The other major driver is likely other surrogate markers.  Infosec decision makers are starved for concrete truth, and so almost any number is clung to.  The unfortunate fact is that, like risk, most of these numbers have no demonstrable connection to the outcome.  Take hypothetical threat intelligence solution for example.  This solution includes all IPv4 addresses as indicators.  It has a 100% success rate in identifying threats.  (It also has a near 100% false positive rate.)  I suspect, with a few minor tweaks, it would be readily purchased even though it adds no value.

What can we do?

There are three questions we need to ask ourselves when evaluating metrics/measures/surrogate markers/KRI/however you refer to them.  From here on out, I'll refer to 'them' as 'metrics'.
  1. What is the outcome?
  2. Why is this the right outcome? (Is it actionable?)
  3. How do you know the metric is predicting this outcome?
For any metric you are considering using to base your security strategy on (the metric you use to make decisions of projects, purchases, etc with), you should be able to answer these three questions definitively.  (In fact, this blog answers the first question and part of the second above in the first section.)  I think there are at least three potential areas for future research that may yield acceptable metrics.

Operational metrics

I believe operational metrics have a lot of potential.  They are easy to collect with a SEIM.  The are actionable.  They can directly predict the outcome above.  ("The ideal outcome of infosec is minimizing infosec, attack and defense.")  Our response process:

  1. Prevent
  2. Detect
  3. Respond
  4. Recover

should minimize infosec.  With that in mind we can measure it:

  • Absolute count of detections. (Should go down with mitigations.)
  • Time to detect (Should go down with improved detection.) (Technically, absolute count of detections should go up with improved detection as well, but should also be correlated with an improved time to detect)
  • Percent detected in under time T.  (Where time T is set such that, above time T, the attack likely succeeded.)
  • Percent responded to. (Depending on the classification of the incidents, this can tell you both how much time you are wasting responding to false positives and what portion of true attacks are are resolving.)
  • Time to respond. (Goal of responding in under T where T represents time necessary for the attack to succeed.)
  • Successful response. (How many attacks are you preventing from having an impact)
The above metrics are loosely based on those Sandia National Labs uses in physical security assessments.  You can capture additional resource-oriented metrics:
  • Time spent on attacks by type.  (This can help identify where your resources are being spent so you can prioritize projects to improve resource utilization)
  • Recovery resources used. (This can help assess the impact of failure in the Detect and Respond metrics.)
  • Metrics on escalated incidents. (Time spent at tier 1, type, etc.  This may suggest projects to minimize tier 2 use and, therefore, overall resource utilization.)

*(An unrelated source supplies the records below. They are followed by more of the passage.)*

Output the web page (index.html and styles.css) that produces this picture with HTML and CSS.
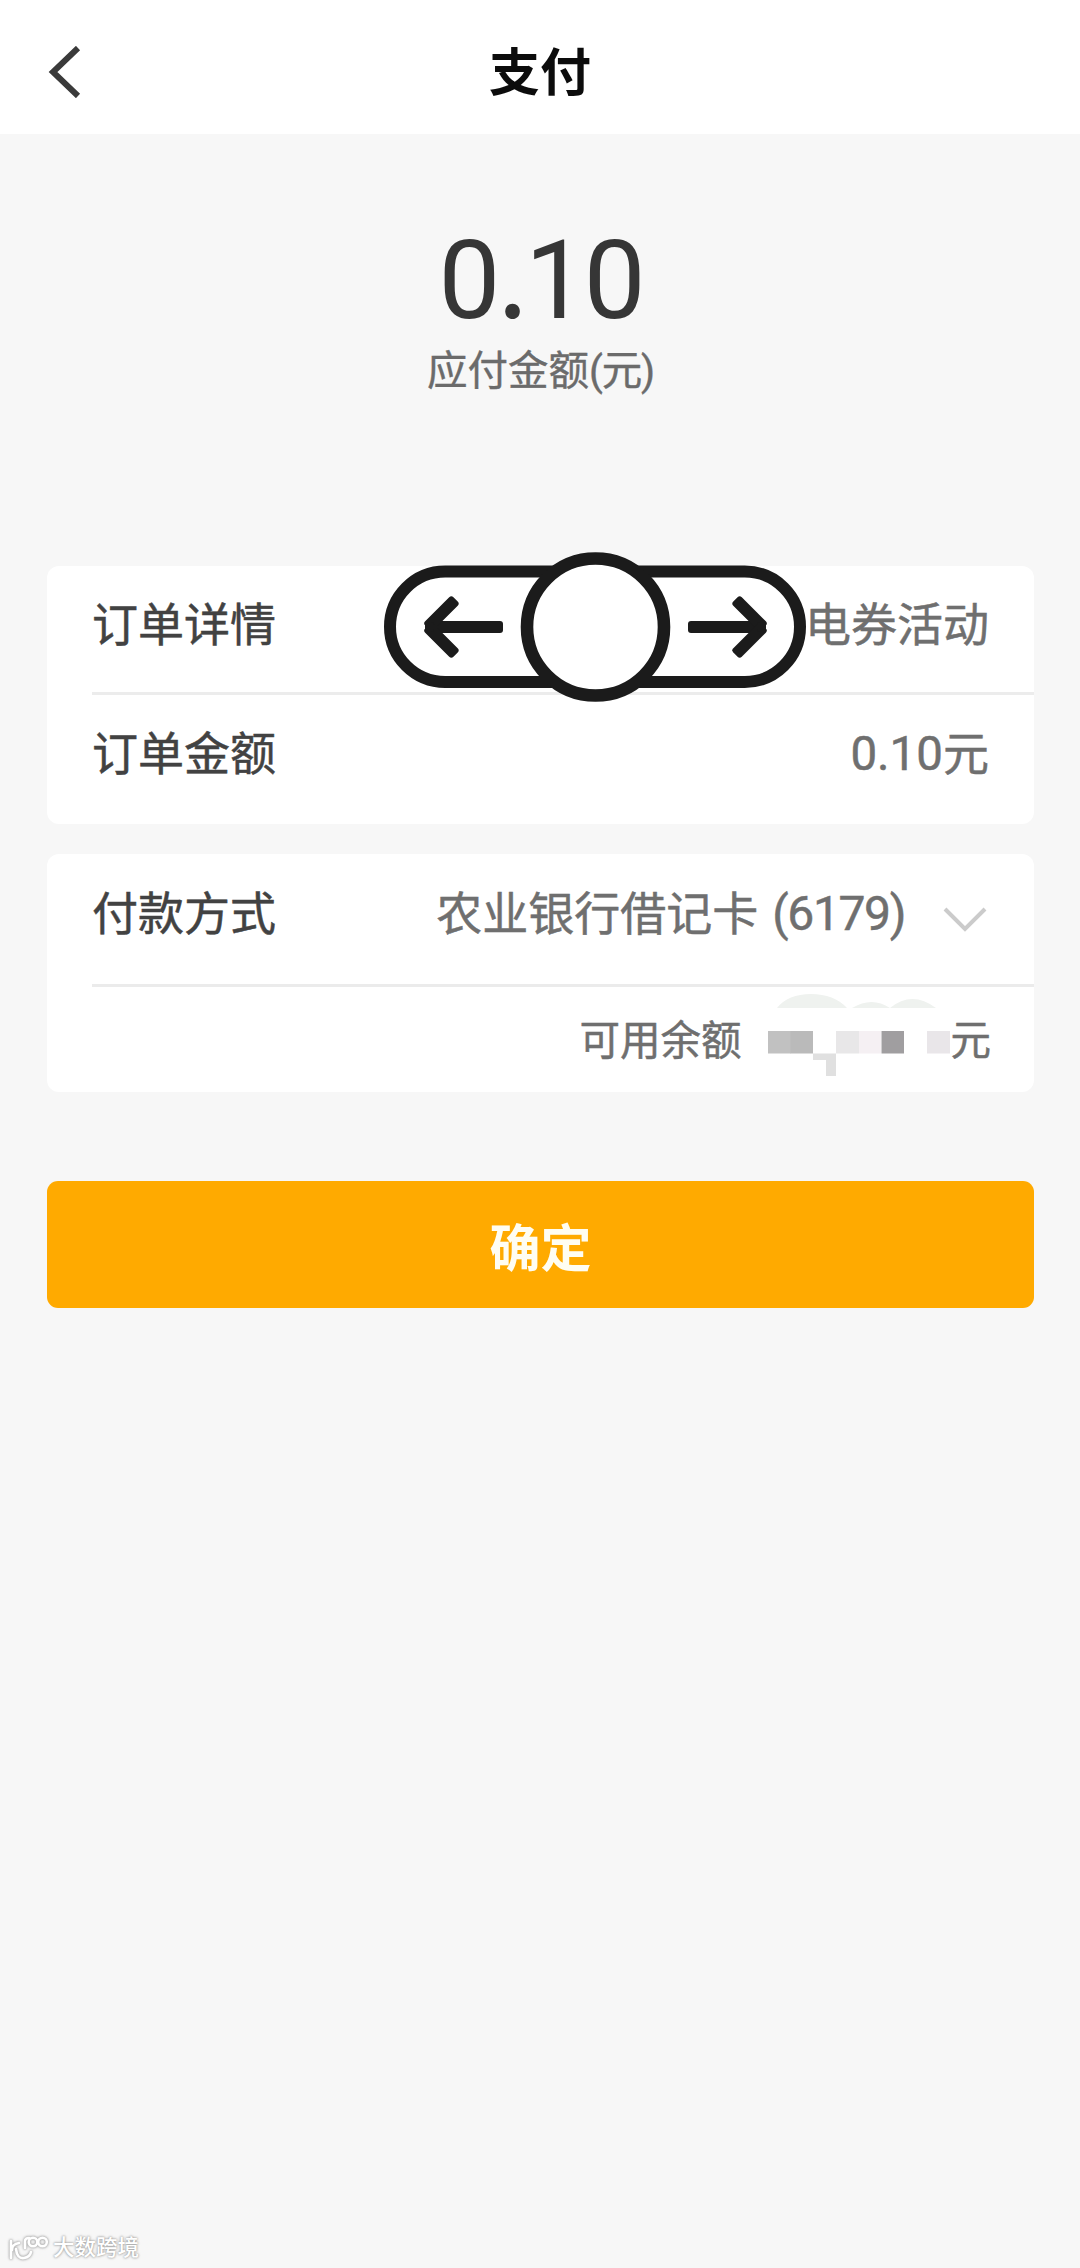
FILE: index.html
```html
<!DOCTYPE html>
<html lang="zh-CN">
<head>
<meta charset="utf-8">
<title>支付</title>
<link rel="stylesheet" href="styles.css">
</head>
<body>
<div class="page">
  <header class="header">
    <svg class="back" viewBox="0 0 34 52"><path d="M31 2 6 26 31 50" fill="none" stroke="#3a3a3a" stroke-width="6"/></svg>
    <h1 class="title">支付</h1>
  </header>
  <main class="main">
    <section class="summary">
      <div class="amount">0<span class="dot">.</span>10</div>
      <div class="caption">应付金额<span class="unit">(元)</span></div>
    </section>
    <section class="card">
      <div class="row row-detail">
        <span class="label">订单详情</span>
        <span class="value">电券活动</span>
        <svg class="slider" viewBox="0 0 424 152">
          <rect x="7" y="20.5" width="410" height="110.5" rx="55.2" fill="#fff" stroke="#1b1b1b" stroke-width="12"/>
          <circle cx="212.5" cy="76" r="68.5" fill="#fff" stroke="#1b1b1b" stroke-width="12.6"/>
          <g id="arrow" fill="#1b1b1b">
            <rect x="44" y="70" width="76" height="12" rx="3"/>
            <rect x="-1" y="-6" width="40" height="12" rx="3" transform="translate(45 76) rotate(-45)"/>
            <rect x="-1" y="-6" width="40" height="12" rx="3" transform="translate(45 76) rotate(45)"/>
            <rect x="42" y="71" width="9" height="10" rx="3"/>
          </g>
          <use href="#arrow" transform="translate(425 0) scale(-1 1)"/>
        </svg>
      </div>
      <div class="row row-total">
        <span class="label">订单金额</span>
        <span class="value"><span class="sum">0.10</span>元</span>
      </div>
    </section>
    <section class="card card-pay">
      <div class="row row-method">
        <span class="label">付款方式</span>
        <span class="value">农业银行借记卡<span class="digits">(6179)</span></span>
        <svg class="chevron" viewBox="0 0 44 26"><path d="M2 2 22 22 42 2" fill="none" stroke="#cbcbcb" stroke-width="4"/></svg>
      </div>
      <div class="row row-balance">
        <span class="value small">可用余额</span>
        <svg class="mosaic" viewBox="0 0 183 86">
          <path d="M9 16Q20 2 43 2T79 16Z M84 16Q104 4 122 16Z M122 16Q144-2 168 16Z" fill="#eff2ef"/>
          <rect x="0" y="39" width="23" height="22.500" fill="#c1c1c1"/>
          <rect x="22.500" y="39" width="22.500" height="22.500" fill="#bababa"/>
          <path d="M45 61.500H68V84H58V68H45Z" fill="#e0e0e0"/>
          <rect x="68" y="39" width="23" height="22.500" fill="#e8e7e8"/>
          <rect x="91" y="39" width="22" height="22.500" fill="#f5f0f3"/>
          <rect x="113.500" y="39" width="22.500" height="22.500" fill="#a09ea0"/>
          <rect x="159" y="39" width="23" height="22.500" fill="#e9e6e9"/>
        </svg>
        <span class="value small">元</span>
      </div>
    </section>
    <button class="confirm">确定</button>
  </main>
  <footer class="watermark">
    <svg class="logo" viewBox="0 0 42 30"><g fill="none" stroke="#fff" stroke-width="2.6" stroke-linecap="round"><path d="M4 8V25M12 10Q5 11 5 17M9 16Q10 26 17 25Q23 24 24 19"/><path d="M18 15V8Q18 5 22 5"/><circle cx="26" cy="9" r="4.300"/><circle cx="35.500" cy="9" r="4.300"/></g></svg>
    <span>大数跨境</span>
  </footer>
</div>
</body>
</html>
```
FILE: styles.css
```css
* { box-sizing: border-box; }
body {
  margin: 0;
  background: #f7f7f7;
  font-family: Roboto, "Noto Sans CJK SC", sans-serif;
}
.page {
  display: flex;
  flex-direction: column;
  width: 1080px;
  height: 2268px;
}
.header {
  display: grid;
  grid-template-columns: 96px 1fr 96px;
  align-items: center;
  height: 134px;
  padding-top: 10px;
  background: #fff;
}
.back { width: 34px; height: 52px; margin-left: 47px; }
.title {
  margin: 0;
  padding-top: 4px;
  text-align: center;
  font-size: 51px;
  line-height: 60px;
  font-weight: 700;
  color: #0c0c0c;
}
.main {
  flex: 1;
  display: flex;
  flex-direction: column;
  padding: 0 46px 0 47px;
}
.summary {
  height: 432px;
  padding-top: 71px;
  text-align: center;
}
.amount {
  height: 138px;
  font-size: 110px;
  line-height: 130px;
  letter-spacing: -3px;
  color: #363636;
}
.dot { font-family: "Noto Sans CJK SC", sans-serif; }
.caption {
  height: 56px;
  font-size: 40.5px;
  line-height: 56px;
  color: #6b6b6b;
  -webkit-text-stroke: 0.4px;
}
.unit { letter-spacing: -1.2px; }
.card {
  border-radius: 12px;
  background: #fff;
}
.row {
  display: flex;
  align-items: center;
  justify-content: space-between;
  margin-left: 45px;
  padding-right: 45px;
  font-size: 46px;
  line-height: 60px;
  -webkit-text-stroke: 0.5px;
}
.label { color: #424242; }
.value { color: #6f6f6f; }
.row-detail {
  position: relative;
  height: 129px;
  padding-bottom: 8px;
  border-bottom: 3px solid #ececec;
}
.slider {
  position: absolute;
  left: 291px;
  top: -15px;
  width: 424px;
  height: 152px;
}
.row-total { height: 129px; padding-bottom: 11px; }
.sum { font-size: 47.5px; }
.card-pay { margin-top: 30px; }
.row-method {
  height: 133px;
  padding-bottom: 10px;
  border-bottom: 3px solid #ebebeb;
}
.row-method .value { margin-left: auto; }
.digits { margin-left: 14px; font-size: 48px; letter-spacing: -1.4px; }
.chevron { width: 44px; height: 26px; margin: 12px 2px 0 38px; }
.row-balance { height: 105px; padding: 2px 43px 0 0; justify-content: flex-end; }
.small { font-size: 40.5px; }
.mosaic { width: 183px; height: 86px; margin: -11px 0 0 26px; }
.confirm {
  height: 127px;
  margin-top: 89px;
  padding: 1px 0 0;
  border: 0;
  border-radius: 11px;
  background: #ffaa00;
  color: #fffdf2;
  font: 700 51px/60px "Noto Sans CJK SC", sans-serif;
}
.watermark {
  display: flex;
  align-items: center;
  gap: 4px;
  height: 38px;
  margin-top: auto;
  padding: 0 0 2px 7px;
  color: #fff;
  font-size: 21.5px;
  line-height: 30px;
  font-weight: 500;
  text-shadow: 0 0 2px #999, 0 0 3px #aaa;
}
.logo { width: 42px; height: 30px; filter: drop-shadow(0 0 1px #aaa) drop-shadow(0 0 1px #bbb); }
```
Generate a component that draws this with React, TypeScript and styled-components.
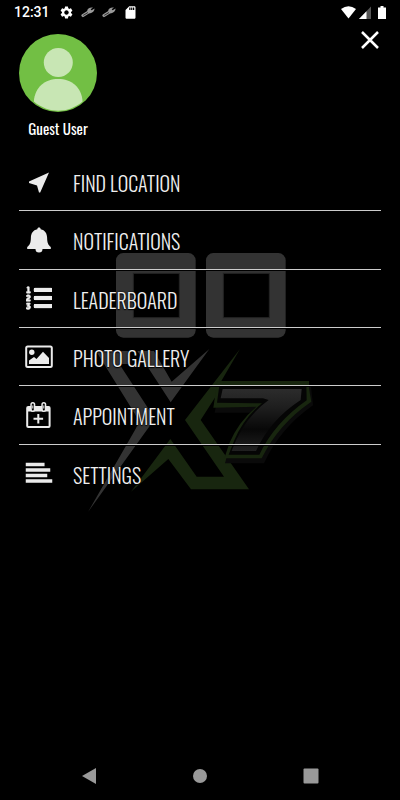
import React from 'react';
import styled, { createGlobalStyle } from 'styled-components';
import { MdSettings, MdSdCard } from 'react-icons/md';
import { FaListOl } from 'react-icons/fa';

const GlobalStyle = createGlobalStyle`
  * { box-sizing: border-box; }
  body { margin: 0; background: #000; color: #f0f0f0; font-family: 'Oswald', 'Roboto', sans-serif; }
  svg { display: block; flex: none; }
`;

const Screen = styled.div`
  display: flex;
  flex-direction: column;
  min-height: 100vh;
  background: #000;
`;

const StatusBar = styled.header`
  display: flex;
  align-items: center;
  justify-content: space-between;
  height: 24px;
  padding: 0 14px;
  color: #fff;
`;

const StatusGroup = styled.div<{ $gap: number }>`
  display: flex;
  align-items: center;
  gap: ${(p) => p.$gap}px;
`;

const Clock = styled.time`
  font: 500 14px/24px 'Roboto', sans-serif;
  margin-right: 2px;
`;

const Drawer = styled.main`
  position: relative;
  isolation: isolate;
  flex: 1;
`;

const Watermark = styled.svg`
  position: absolute;
  inset: 0;
  margin: auto;
  z-index: -1;
`;

const TopRow = styled.div`
  display: flex;
  align-items: flex-start;
  justify-content: space-between;
  padding: 0 14px 0 19px;
`;

const Profile = styled.section`
  display: flex;
  flex-direction: column;
  align-items: center;
  gap: 6px;
  padding-top: 10px;
`;

const UserName = styled.h1`
  margin: 0;
  color: #fff;
  font-size: 15px;
  font-weight: 400;
  line-height: 20px;
`;

const IconButton = styled.button`
  display: grid;
  place-items: center;
  min-width: 32px;
  height: 32px;
  padding: 0;
  border: 0;
  background: none;
  color: inherit;
  cursor: pointer;
`;

const Menu = styled.ul`
  display: grid;
  grid-auto-rows: 1fr;
  height: 350px;
  margin: 15px 19px 0;
  padding: 0;
  list-style: none;
`;

const MenuItem = styled.li`
  display: grid;
  &:not(:last-child) {
    border-bottom: 1px solid #ccc;
    box-shadow: 0 1px 0 #000;
  }
`;

const MenuLink = styled.a`
  display: flex;
  align-items: center;
  gap: 19px;
  padding: 3px 0 0 5px;
  color: #efefef;
  font-size: 20px;
  font-weight: 300;
  line-height: 30px;
  text-decoration: none;
  text-shadow: 0 0 2px #000, 0 1px 1px #000;
`;

const SystemNav = styled.nav`
  display: grid;
  grid-template-columns: repeat(3, 1fr);
  align-items: center;
  height: 48px;
  padding: 0 33px;
  color: #999;
`;

const Wrench = () => (
  <svg width="14" height="12" viewBox="0 0 14 12" aria-hidden="true">
    <path d="M2 9.500 7.500 6" stroke="#999" strokeWidth="3.200" strokeLinecap="round" />
    <path d="M2.200 9.400 7 6.500" stroke="#333" strokeWidth="1" />
    <path d="M13.600 2.500 10.600 4.200 9.700 3.200 12 1.600C8.600 1.200 6.300 2.600 6.200 4.800L8.600 7.400C11.700 7.100 13.500 5 13.600 2.500Z" fill="#999" />
  </svg>
);

const Avatar = () => (
  <svg width="78" height="78" viewBox="0 0 78 78" role="img" aria-label="Guest avatar">
    <circle cx="39" cy="39" r="39" fill="#72bf44" />
    <circle cx="39.3" cy="28.5" r="14.5" fill="#c8e6b4" />
    <path d="M14.8 67.5C16 53 26 45 39.2 45s23.3 8 24.4 22.5C49 79.800 29.500 79.800 14.800 67.500Z" fill="#c8e6b4" />
  </svg>
);

const Glyph = ({ children }: { children: React.ReactNode }) => (
  <svg width="30" height="30" viewBox="0 0 30 30" fill="#ebebeb" aria-hidden="true">
    {children}
  </svg>
);

const items = [
  {
    label: 'FIND LOCATION',
    icon: <path d="M25 4.500 5 13.500V15l8 2.500L15 24.500h1.200Z" />,
  },
  {
    label: 'NOTIFICATIONS',
    icon: (
      <>
        <path d="M15 1.500c1 0 1.600.7 1.700 1.700 4.300.9 6.300 4.200 6.400 8.300.1 5.200.9 7.300 3.700 9.500v2H3.200v-2c2.800-2.200 3.600-4.300 3.700-9.500.1-4.100 2.100-7.400 6.400-8.300.1-1 .7-1.700 1.700-1.700Z" />
        <path d="M11.500 23h7a3.500 3.500 0 0 1-7 0Z" />
      </>
    ),
  },
  {
    label: 'LEADERBOARD',
    icon: (
      <>
        <FaListOl x="2" y="0" size={26} stroke="#ebebeb" strokeWidth="12" />
        <path d="M10 3h18v4H10zM10 11h18v4H10zM10 19h18v4H10z" />
      </>
    ),
  },
  {
    label: 'PHOTO GALLERY',
    icon: (
      <>
        <rect x="2.200" y="3.500" width="25.600" height="20.600" rx="1.500" fill="none" stroke="#ebebeb" strokeWidth="2" />
        <circle cx="7.800" cy="9.200" r="2.700" />
        <path d="M5 21V17.500l5-3.500 2.500 2L19 8.700l6 6.300v6Z" />
      </>
    ),
  },
  {
    label: 'APPOINTMENT',
    icon: (
      <>
        <rect x="3.200" y="6" width="22.400" height="20" rx="1" fill="none" stroke="#ebebeb" strokeWidth="2" />
        <path d="M3 6h23v4.500H3z" />
        <path d="M8.800 3.500v5M19.800 3.500v5" stroke="#ebebeb" strokeWidth="5" strokeLinecap="round" />
        <path d="M8.800 3.500v5M19.800 3.500v5" stroke="#000" strokeWidth="2" strokeLinecap="round" />
        <path d="M8.800 4.500v3M19.800 4.500v3" stroke="#ebebeb" strokeWidth="1" />
        <path d="M14.300 13v9.600M9.500 17.800h9.600" stroke="#ebebeb" strokeWidth="2" />
      </>
    ),
  },
  {
    label: 'SETTINGS',
    icon: (
      <path d="M3.500 4.500h15.300M3.500 10h21M3.500 15.500h18M3.500 21h23" stroke="#ebebeb" strokeWidth="3.500" strokeLinecap="square" />
    ),
  },
];

const Logo = () => (
  <Watermark width="240" height="296" viewBox="0 0 720 888" aria-hidden="true">
    <defs>
      <linearGradient id="face" x1="0" y1="0" x2="0" y2="1">
        <stop offset="0" stopColor="#2c2c2c" />
        <stop offset=".3" stopColor="#1e1e1e" />
        <stop offset=".65" stopColor="#080808" />
        <stop offset="1" stopColor="#202020" />
      </linearGradient>
    </defs>
    <g fill="#333">
      <rect x="108" y="39" width="239" height="254" rx="22" />
      <rect x="378" y="39" width="239" height="254" rx="22" />
      <path d="M48 333H145V372H118L216 523Q222 536 215 550L24 816 168 565Q180 545 165 522Z" />
      <path d="M172 333H222L275 425 388 327 272 487Z" />
    </g>
    <g fill="#000" stroke="#242424" strokeWidth="3">
      <rect x="160" y="100" width="138" height="133" />
      <rect x="430" y="100" width="138" height="133" />
    </g>
    <path
      d="M480 327 315 540 432 710H350L271 597 153 755 265 657 333 748H507L362 540 410 465 424 423Z"
      fill="#18260f"
    />
    <path d="M418 438H693L699 496Q600 565 552 670H435L450 615Q478 550 525 518H404Z" fill="#0a0a0a" />
    <path d="M412 423H687V445L694 485Q595 552 545 655H433L448 610Q475 545 530 500L400 503Z" fill="#18260f" />
    <path d="M418 437H679L680 481Q584 548 538 644H446L462 603Q490 535 546 490L411 488Z" fill="#050505" />
    <path d="M428 447H665L662 480Q570 540 528 633H455Q490 535 566 480L549 475H422Z" fill="url(#face)" />
  </Watermark>
);

export default function App() {
  return (
    <Screen>
      <GlobalStyle />
      <StatusBar>
        <StatusGroup $gap={7}>
          <Clock>12:31</Clock>
          <MdSettings size={15} />
          <Wrench />
          <Wrench />
          <MdSdCard size={15} />
        </StatusGroup>
        <StatusGroup $gap={3}>
          <svg width="15" height="13" viewBox="0 0 15 13" aria-hidden="true">
            <path d="M0 3Q7.500-2.500 15 3L7.500 12.500Z" fill="#fff" />
          </svg>
          <svg width="16" height="13" viewBox="0 0 16 13" aria-hidden="true">
            <path d="M12 .5V13H0Z" fill="#555" />
            <path d="M7.500 5.200V13H0Z" fill="#fff" />
          </svg>
          <svg width="8" height="13" viewBox="0 0 8 13" aria-hidden="true">
            <path d="M2.500 0h3v1.500H8V13H0V1.500h2.500Z" fill="#fff" />
          </svg>
        </StatusGroup>
      </StatusBar>

      <Drawer>
        <Logo />
        <TopRow>
          <Profile>
            <Avatar />
            <UserName>Guest User</UserName>
          </Profile>
          <IconButton type="button" aria-label="Close menu">
            <svg width="18" height="18" viewBox="0 0 18 18" aria-hidden="true">
              <path d="M1 1 17 17M17 1 1 17" stroke="#fff" strokeWidth="2.500" />
            </svg>
          </IconButton>
        </TopRow>
        <Menu>
          {items.map((item) => (
            <MenuItem key={item.label}>
              <MenuLink href="#">
                <Glyph>{item.icon}</Glyph>
                {item.label}
              </MenuLink>
            </MenuItem>
          ))}
        </Menu>
      </Drawer>

      <SystemNav aria-label="System">
        <IconButton type="button" aria-label="Back">
          <svg width="16" height="16" viewBox="0 0 16 16" fill="currentColor"><path d="M15 0v16L1 8Z" /></svg>
        </IconButton>
        <IconButton type="button" aria-label="Home">
          <svg width="16" height="16" viewBox="0 0 16 16" fill="currentColor"><circle cx="8" cy="8" r="7" /></svg>
        </IconButton>
        <IconButton type="button" aria-label="Recent apps">
          <svg width="16" height="16" viewBox="0 0 16 16" fill="currentColor"><rect x=".5" y=".5" width="15" height="15" rx="1" /></svg>
        </IconButton>
      </SystemNav>
    </Screen>
  );
}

Combine this with data from infosec projects and other measurable infosec resource costs and the impact of infosec on the organization (both attack and defense) can be measured.

Relative risk

Risk has a lot of good qualities.  One way to get around it's pitfalls may be to not track risk in absolute terms (probability of impact size in FAIR's case), but in relative terms.  Unfortunately, it removes the ability to give the business a single, "this is your risk" score except in terms relative to other organizations.  But relative may be enough,.  For implementing a security strategy where the goal is to pick the most beneficial course of action, relative risk may be enough to choose a course of action.  The actions can even have defensive costs associated with them as well.  The problem is that the defensive costs and the relative risk are not in the same units, making it hard to understand if purchasing a course of action is a net benefit.

Attacker cost

Finally, I think attacker cost may be a worthwhile area of research.  However, I don't think it is an area that has been well explored.  As such, a connection between maximizing attacker cost and "minimizing infosec" (from our outcome) has not been demonstrated.  I suspect a qualified economist could easily show that as attacker costs go up, some attackers will be priced out of the market, and those that still could afford to attack, will choose less expensive sources to fulfill their needs.  However a qualified economist, I am not.  Second, I don't know that we have a validated way to measure attack 'cost'.  It makes intuitive sense that we could estimate these costs.  (We know how they are done and, as such, can estimate what it would cost us to accomplish the attack and any differences between us and attackers.) But before this is accepted, academic research in pricing attacks will be necessary.

Conclusion

So, from this blog, I want you to take a two things:
  1. The fact that attackers pick targets means no-one really knows if their mitigations make them secure.
  2. Three easy questions to ask when looking at metrics to guide your organization's security strategy
With a well-defined outcome, and good metric(s) to support it, you can truly build a data-driven security strategy.  But that's a talk for another day.

Addendum

Why is this the right outcome?  Good question.  It captures multiple things at once.  Breaches can be considered a cost associated with infosec and so are captured.  However, it'd be naive to think that all costs attackers cause are associated with breaches (or even incidents).  The generality of the definition allows it to be inclusive.  It also captures the flip side: the goal of minimizing defenses. This is easy to miss, but critical to organizations.  There is no benefit to infosec if the cost of stopping attacks is worse than the cost of the attacks.  Ideally, stopping attacks would have zero cost of resources (though that is practically impossible).  This outcome is also vague about the unit to be minimized allowing flexibility.  (It doesn't say 'minimize cost' or 'minimize time'.) Ultimately it's up to the organization to measure this outcome.  How they choose to do so will determine their success.